Центром тяжести всего этого изложения является критика, которой подвергается Фурье у господина Грюна. Мы напомним читателю то, что говорили уже выше об источниках грюновской критики, и покажем теперь на нескольких примерах, как господин Грюн сперва принимает положения «истинного социализма», а затем утрирует и фальсифицирует их. Вряд ли нужно еще упоминать, что отстаиваемое Фурье деление между капиталом, талантом и трудом дает богатейший материал для умничанья, что здесь можно без конца разглагольствовать на тему о невозможности и несправедливости подобного деления, о привхождении наемного труда и т.д., не критикуя вовсе этого деления на основе действительного отношения между трудом и капиталом. Еще до господина Грюна бесконечно лучше все это сказал Прудон, но и он не затронул даже при этом существа вопроса.
Критику психологии Фурье господин Грюн черпает, как и всю свою критику, из «сущности человека»:
«Ибо человеческая сущность есть все во всем» (стр. 190).
«Фурье также апеллирует к этой человеческой сущности, внутреннюю обитель» (!) «которой он нам раскрывает по-своему в таблице двенадцати страстей; и он – подобно всем честным и разумным людям – хочет воплотить внутреннюю сущность человека в действительность, в практику. Тó, что находится внутри, должно проявиться и вовне, и, таким образом, вообще должно быть устранено различие между внутренним и внешним. История человечества кишит социалистами, если мы будем распознавать их по этому признаку… для характеристики каждого из них важно лишь то, чтó он понимает под сущностью человека» (стр. 190).
Или, вернее, для «истинных социалистов» важно лишь подсунуть каждому мысли о сущности человека и превратить различные ступени социализма в различные философские концепции сущности человека. Эта неисторическая абстракция заставляет господина Грюна провозгласить, что устраняется всякое различие между внутренним и внешним, и этим поставить под угрозу дальнейшее существование человеческой сущности. Впрочем, совершенно непонятно, почему немцы так невероятно кичатся своей мудростью относительно сущности человека, тогда как вся их премудрость, признание трех всеобщих свойств – рассудка, сердца и воли – есть нечто общеизвестное со времен Аристотеля и стоиков. С этой точки зрения господин Грюн упрекает Фурье в том, что тот «рассекает» человека на двенадцать страстей.
«Насчет полноты этой таблицы, говоря психологически, я не стану терять лишних слов; я считаю ее недостаточной» – (на этом публика, «говоря психологически», может успокоиться). – «Разъясняет ли нам эта дюжина, что такое человек?

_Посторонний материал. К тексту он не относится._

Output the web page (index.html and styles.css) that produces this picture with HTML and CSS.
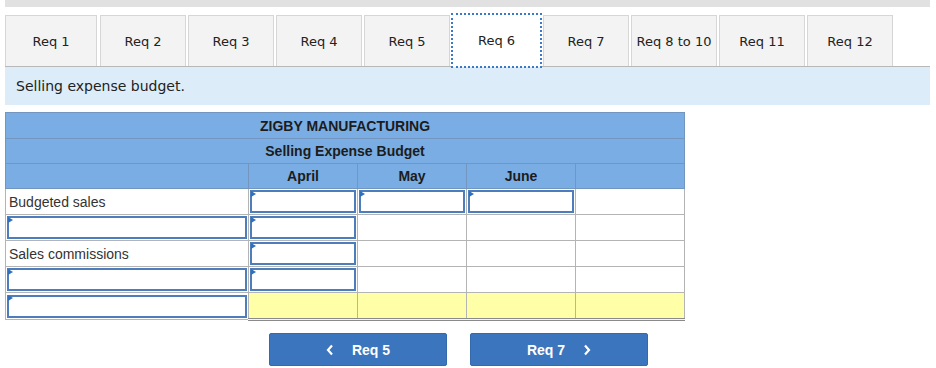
FILE: index.html
```html
<!DOCTYPE html>
<html lang="en">
<head>
    <meta charset="UTF-8">
    <meta name="viewport" content="width=device-width, initial-scale=1.0">
    <title>Req 6</title>
    <link rel="stylesheet" href="styles.css">
</head>
<body>
    <div class="topbar"></div>

    <div class="tabs">
        <div class="tab first">Req 1</div>
        <div class="tab">Req 2</div>
        <div class="tab">Req 3</div>
        <div class="tab">Req 4</div>
        <div class="tab">Req 5</div>
        <div class="tab active">Req 6</div>
        <div class="tab">Req 7</div>
        <div class="tab">Req 8 to 10</div>
        <div class="tab">Req 11</div>
        <div class="tab">Req 12</div>
    </div>

    <div class="prompt">Selling expense budget.</div>

    <!-- Budget worksheet -->
    <table class="budget">
        <colgroup>
            <col class="c-label">
            <col class="c-month">
            <col class="c-month">
            <col class="c-month">
            <col class="c-month">
        </colgroup>
        <tr class="hd r1"><th colspan="5">ZIGBY MANUFACTURING</th></tr>
        <tr class="hd r2"><th colspan="5">Selling Expense Budget</th></tr>
        <tr class="hd r3"><th></th><th>April</th><th>May</th><th>June</th><th></th></tr>
        <tr>
            <td class="label">Budgeted sales</td>
            <td class="in"><div class="box"></div></td>
            <td class="in"><div class="box"></div></td>
            <td class="in"><div class="box"></div></td>
            <td></td>
        </tr>
        <tr>
            <td class="in"><div class="box"></div></td>
            <td class="in"><div class="box"></div></td>
            <td></td>
            <td></td>
            <td></td>
        </tr>
        <tr>
            <td class="label">Sales commissions</td>
            <td class="in"><div class="box"></div></td>
            <td></td>
            <td></td>
            <td></td>
        </tr>
        <tr>
            <td class="in"><div class="box"></div></td>
            <td class="in"><div class="box"></div></td>
            <td></td>
            <td></td>
            <td></td>
        </tr>
        <tr class="total">
            <td class="in"><div class="box"></div></td>
            <td class="sum"></td>
            <td class="sum"></td>
            <td class="sum"></td>
            <td class="sum"></td>
        </tr>
    </table>

    <div class="nav">
        <button class="navbtn">
            <svg width="8" height="12" viewBox="0 0 8 12"><polyline points="6,1.5 2,6 6,10.5" fill="none" stroke="#fff" stroke-width="2.2"/></svg>
            <span>Req 5</span>
        </button>
        <button class="navbtn">
            <span>Req 7</span>
            <svg width="8" height="12" viewBox="0 0 8 12"><polyline points="2,1.5 6,6 2,10.5" fill="none" stroke="#fff" stroke-width="2.2"/></svg>
        </button>
    </div>
</body>
</html>
```

FILE: styles.css
```css
body {
    margin: 0;
    padding: 0 6px 0 5px;
    background: white;
    font-family: "DejaVu Sans", Verdana, sans-serif;
    color: #222;
}
.topbar {
    height: 7px;
    background-color: #e1e1e1;
}
.tabs {
    display: flex;
    gap: 2px;
    margin-top: 8px;
    height: 51px;
}
.tab {
    box-sizing: border-box;
    width: 86px;
    height: 51px;
    background-color: #f3f3f3;
    border: 1px solid #d6d6d6;
    border-bottom: none;
    display: flex;
    justify-content: center;
    align-items: center;
    font-size: 13px;
    color: #222;
}
.tab.first {
    width: 92px;
    margin-right: 1px;
}
.tab.active {
    background-color: white;
    border: none;
    width: 89px;
    outline: 2px dotted #3a78c8;
    outline-offset: -1px;
    height: 53px;
    margin-top: -1px;
    position: relative;
    z-index: 1;
}
.prompt {
    background-color: #dcedf9;
    border-top: 1px solid #b8b8b8;
    height: 38px;
    padding-left: 11px;
    display: flex;
    align-items: center;
    font-size: 14px;
    color: #222;
}
.budget {
    margin-top: 7px;
    width: 678px;
    table-layout: fixed;
    border-collapse: collapse;
    font-family: "Liberation Sans", Arial, sans-serif;
    font-size: 14px;
}
.c-label { width: 243px; }
.c-month { width: 109px; }
.budget th {
    background-color: #79ade3;
    border: 1px solid #7296bf;
    color: #1c1c1c;
    font-weight: bold;
    padding: 0;
    text-align: center;
}
.hd.r1 { height: 26px; }
.hd.r2, .hd.r3 { height: 25px; }
.budget td {
    border: 1px solid #b4b4b4;
    height: 25px;
    padding: 0;
    background: white;
}
.budget td.label {
    padding-left: 3px;
    color: #333;
}
.budget td.in {
    padding: 1px;
    height: 23px;
    position: relative;
}
.box {
    box-sizing: border-box;
    height: 23px;
    border: 2px solid #4d7dba;
    background: white;
}
.budget td.in::before {
    content: "";
    position: absolute;
    top: 2px;
    left: 2px;
    border-top: 3.5px solid transparent;
    border-bottom: 3.5px solid transparent;
    border-left: 5px solid #2f6fbd;
}
.total td.sum {
    height: 25px;
    background-color: #ffffa8;
    border-bottom: 3px double #8a8a8a;
}
.nav {
    display: flex;
    gap: 23px;
    margin-top: 12px;
    padding-left: 264px;
}
.navbtn {
    width: 178px;
    height: 33px;
    background-color: #3a75bd;
    border: 1px solid #346aab;
    border-radius: 2px;
    color: white;
    font-family: "Liberation Sans", Arial, sans-serif;
    font-weight: bold;
    font-size: 14px;
    display: flex;
    justify-content: center;
    align-items: center;
    gap: 18px;
    cursor: pointer;
}
```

Нисколько. Фурье мог бы с таким же успехом назвать пять чувств. В них заключен весь человек, если их объяснить, если уметь истолковать их человеческое содержание» (точно это «человеческое содержание» не зависит целиком от ступени производства и общения людей). «Более того, человек заключается целиком даже в одном чувстве, в чувствительности, он чувствует иначе, чем животное», и т.д. (стр. 205).
Мы видим, как господин Грюн пытается здесь впервые во всей книге что-то сказать, с фейербахианской точки зрения, по поводу психологии Фурье. Мы видим также, чтó за фантазия этот «весь человек», который «заключается» в одном единственном свойстве действительного индивида и объясняется философом из этого свойства; чтó это вообще за «человек», который рассматривается не в своей действительной исторической деятельности и бытии, а может быть выведен из своей собственной ушной мочки или какого-нибудь иного признака, отличающего его от животных. Этот человек «заключается» в самом себе, как свой собственный нарыв. Что человеческая чувствительность носит человеческий характер, а не животный, – это откровение делает, что и говорить, не только излишней всякую попытку психологического объяснения, но является в то же время и критикой всей психологии.
Трактовку любви у Фурье господин Грюн может критиковать без малейшего труда, поскольку Грюн судит о его критике современных любовных отношений на основании тех фантазий, с помощью которых Фурье хотел создать себе представление о свободной любви. Как настоящий немецкий филистер, господин Грюн принимает эти фантазии всерьез. Только их, собственно, он и принимает всерьез. Но если уж он хотел заняться этой стороной системы, то непонятно, почему он не занялся взглядами Фурье на воспитание, которые представляют наилучшее, чтó имеется в этой области, и содержат в себе гениальнейшие наблюдения. Вообще же из рассуждений господина Грюна о любви ясно видно, что он, как истый младогерманский беллетрист, мало что почерпнул из критики, которую дал Фурье. Он думает, что безразлично, исходить ли из упразднения брака или из упразднения частной собственности: одно непременно должно повлечь за собой другое. Но нужно обладать чисто беллетристической фантазией, чтобы желать исходить из другой формы разложения брака, чем та, которая уже существует теперь на практике в буржуазном обществе. У самого Фурье он мог бы заметить, что тот всегда исходит только из преобразования производства.